Task goal
In the entries below, find every line holding the string "this" and collect it.

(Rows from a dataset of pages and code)
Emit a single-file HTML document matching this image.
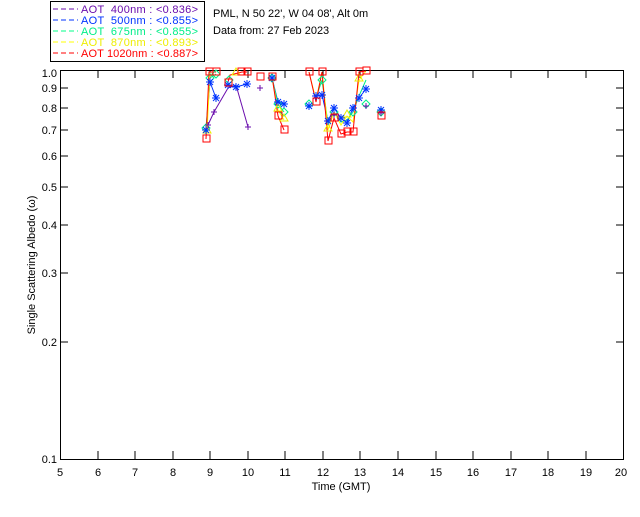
<!DOCTYPE html>
<html><head><style>
body{margin:0;background:#fff;width:640px;height:512px;overflow:hidden;font-family:"Liberation Sans",sans-serif}
svg text{font-family:"Liberation Sans",sans-serif;font-size:11px}
</style></head><body>
<svg width="640" height="512" xmlns="http://www.w3.org/2000/svg">
<defs>
<g id="ast" fill="none" stroke="#0033ff"><path d="M-4 0h8M0 -4v8M-3 -3l6 6M3 -3l-6 6"/></g>
<g id="dia" fill="none" stroke="#00ee88"><path d="M0 -4l4 4l-4 4l-4 -4z"/></g>
<g id="tri" fill="none" stroke="#eeee00"><path d="M0 -4l4 7h-8z"/></g>
</defs>
<rect x="50.5" y="1.5" width="154" height="60" fill="none" stroke="#000"/>
<g font-size="11">
<line x1="53" y1="9" x2="78" y2="9" stroke="#6a0dad" stroke-dasharray="5,3"/><text x="81" y="13" fill="#6a0dad" xml:space="preserve" textLength="117">AOT  400nm : &lt;0.836&gt;</text>
<line x1="53" y1="20" x2="78" y2="20" stroke="#0033ff" stroke-dasharray="5,3"/><text x="81" y="24" fill="#0033ff" xml:space="preserve" textLength="117">AOT  500nm : &lt;0.855&gt;</text>
<line x1="53" y1="31" x2="78" y2="31" stroke="#00ff88" stroke-dasharray="5,3"/><text x="81" y="35" fill="#00ee88" xml:space="preserve" textLength="117">AOT  675nm : &lt;0.855&gt;</text>
<line x1="53" y1="42" x2="78" y2="42" stroke="#ffff00" stroke-dasharray="5,3"/><text x="81" y="46" fill="#eeee00" xml:space="preserve" textLength="117">AOT  870nm : &lt;0.893&gt;</text>
<line x1="53" y1="53" x2="78" y2="53" stroke="#ff0000" stroke-dasharray="5,3"/><text x="81" y="57" fill="#ff0000" xml:space="preserve" textLength="117">AOT 1020nm : &lt;0.887&gt;</text>
</g>
<text x="213" y="17">PML, N 50 22', W 04 08', Alt 0m</text>
<text x="213" y="34">Data from: 27 Feb 2023</text>
<rect x="60.5" y="70.5" width="563" height="389" fill="none" stroke="#000"/>
<g stroke="#000">
<path d="M60 88h8M60 108h8M60 130h8M60 156h8M60 187h8M60 225h8M60 273h8M60 342h8M624 88h-8M624 108h-8M624 130h-8M624 156h-8M624 187h-8M624 225h-8M624 273h-8M624 342h-8"/>
<path d="M98 459v-8M135 459v-8M173 459v-8M210 459v-8M248 459v-8M285 459v-8M323 459v-8M360 459v-8M398 459v-8M436 459v-8M473 459v-8M511 459v-8M548 459v-8M586 459v-8M98 70v8M135 70v8M173 70v8M210 70v8M248 70v8M285 70v8M323 70v8M360 70v8M398 70v8M436 70v8M473 70v8M511 70v8M548 70v8M586 70v8"/>
</g>
<g text-anchor="end">
<text x="57" y="77">1.0</text><text x="57" y="92">0.9</text><text x="57" y="112">0.8</text><text x="57" y="134">0.7</text><text x="57" y="160">0.6</text><text x="57" y="191">0.5</text><text x="57" y="229">0.4</text><text x="57" y="277">0.3</text><text x="57" y="346">0.2</text><text x="57" y="463">0.1</text>
</g>
<g text-anchor="middle">
<text x="60" y="476">5</text><text x="98" y="476">6</text><text x="135" y="476">7</text><text x="173" y="476">8</text><text x="210" y="476">9</text><text x="248" y="476">10</text><text x="285" y="476">11</text><text x="323" y="476">12</text><text x="360" y="476">13</text><text x="398" y="476">14</text><text x="436" y="476">15</text><text x="473" y="476">16</text><text x="511" y="476">17</text><text x="548" y="476">18</text><text x="586" y="476">19</text><text x="621" y="476">20</text>
<text x="341" y="490">Time (GMT)</text>
<text transform="translate(35,265) rotate(-90)">Single Scattering Albedo (ω)</text>
</g>
<polyline fill="none" stroke="#6a0dad" points="208,125 214,112 228,88 236,85 248,127"/>
<polyline fill="none" stroke="#0033ff" points="206,130 210,82 216,98"/>
<polyline fill="none" stroke="#0033ff" points="228,85 236,87 247,84"/>
<polyline fill="none" stroke="#0033ff" points="272,78 278,102 284,104"/>
<polyline fill="none" stroke="#0033ff" points="316,96 322,95 328,121 334,108 341,118 347,123 353,108 359,98 366,89"/>
<polyline fill="none" stroke="#00ee88" points="206,128 210,78 216,74"/>
<polyline fill="none" stroke="#00ee88" points="272,78 278,104 284,112"/>
<polyline fill="none" stroke="#00ee88" points="316,98 322,80 328,124 334,112 341,122 347,120 353,112 359,96 366,80"/>
<polyline fill="none" stroke="#ffff00" points="207,132 210,72 216,72"/>
<polyline fill="none" stroke="#ffff00" points="272,78 278,110 284,120"/>
<polyline fill="none" stroke="#ffff00" points="309,72 316,100 322,72 328,130 334,112 341,125 347,116 353,122 359,80 366,71"/>
<polyline fill="none" stroke="#ff0000" points="206,139 209,72 216,72"/>
<polyline fill="none" stroke="#ff0000" points="228,82 230,75 242,72 247,72"/>
<polyline fill="none" stroke="#ff0000" points="272,76 278,116 284,130"/>
<polyline fill="none" stroke="#ff0000" points="309,72 316,102 322,72 328,141 334,118 341,134 347,132 353,132 359,72 366,71"/>
<g>
<use href="#dia" x="206" y="128"/><use href="#dia" x="210" y="78"/><use href="#dia" x="216" y="74"/><use href="#dia" x="229" y="80"/><use href="#dia" x="272" y="78"/><use href="#dia" x="278" y="104"/><use href="#dia" x="284" y="112"/><use href="#dia" x="309" y="104"/><use href="#dia" x="322" y="80"/><use href="#dia" x="334" y="112"/><use href="#dia" x="353" y="112"/><use href="#dia" x="366" y="104"/><use href="#dia" x="381" y="112"/>
<use href="#tri" x="207" y="130"/><use href="#tri" x="236" y="72"/><use href="#tri" x="278" y="108"/><use href="#tri" x="284" y="118"/><use href="#tri" x="328" y="128"/><use href="#tri" x="347" y="114"/><use href="#tri" x="359" y="78"/>
<use href="#ast" x="206" y="130"/><use href="#ast" x="210" y="82"/><use href="#ast" x="216" y="98"/><use href="#ast" x="228" y="85"/><use href="#ast" x="236" y="87"/><use href="#ast" x="247" y="84"/><use href="#ast" x="272" y="78"/><use href="#ast" x="278" y="102"/><use href="#ast" x="284" y="104"/><use href="#ast" x="309" y="106"/><use href="#ast" x="316" y="96"/><use href="#ast" x="322" y="95"/><use href="#ast" x="328" y="121"/><use href="#ast" x="334" y="108"/><use href="#ast" x="341" y="118"/><use href="#ast" x="347" y="123"/><use href="#ast" x="353" y="108"/><use href="#ast" x="359" y="98"/><use href="#ast" x="366" y="89"/><use href="#ast" x="381" y="110"/>
</g>
<g fill="none" stroke="#6a0dad">
<path d="M205 125h6M208 122v6M211 112h6M214 109v6M245 127h6M248 124v6M257 88h6M260 85v6M331 115h6M334 112v6M363 106h6M366 103v6M378 113h6M381 110v6"/>
</g>
<g fill="none" stroke="#ff0000">
<rect x="203" y="135" width="7" height="7"/><rect x="206" y="68" width="7" height="7"/><rect x="213" y="68" width="7" height="7"/><rect x="225" y="79" width="7" height="7"/><rect x="238" y="68" width="7" height="7"/><rect x="244" y="68" width="7" height="7"/><rect x="257" y="73" width="7" height="7"/><rect x="269" y="73" width="7" height="7"/><rect x="275" y="112" width="7" height="7"/><rect x="281" y="126" width="7" height="7"/><rect x="306" y="68" width="7" height="7"/><rect x="313" y="98" width="7" height="7"/><rect x="319" y="68" width="7" height="7"/><rect x="325" y="137" width="7" height="7"/><rect x="331" y="114" width="7" height="7"/><rect x="338" y="130" width="7" height="7"/><rect x="344" y="128" width="7" height="7"/><rect x="350" y="128" width="7" height="7"/><rect x="356" y="68" width="7" height="7"/><rect x="363" y="67" width="7" height="7"/><rect x="378" y="112" width="7" height="7"/>
</g>
</svg>
</body></html>
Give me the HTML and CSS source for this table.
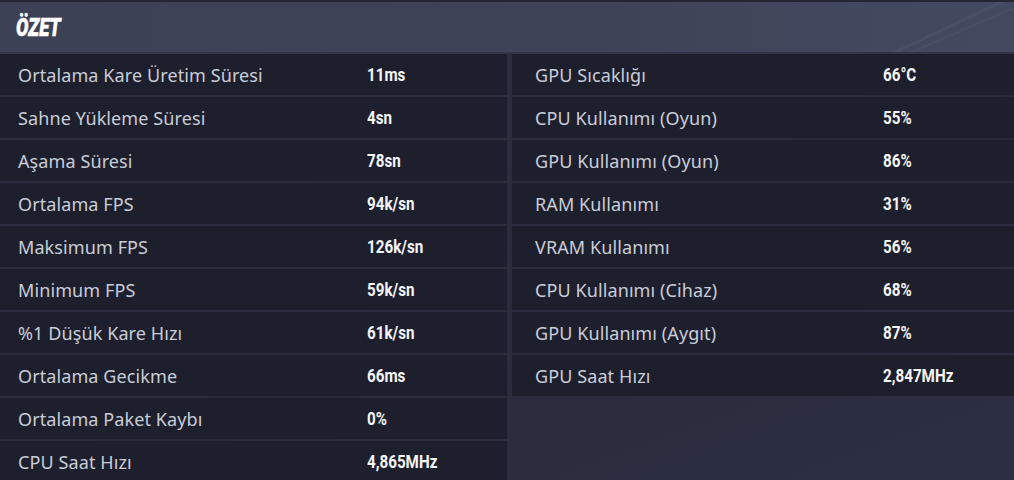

Full output
Emit a single-file HTML document matching this image.
Give me the HTML and CSS source for this table.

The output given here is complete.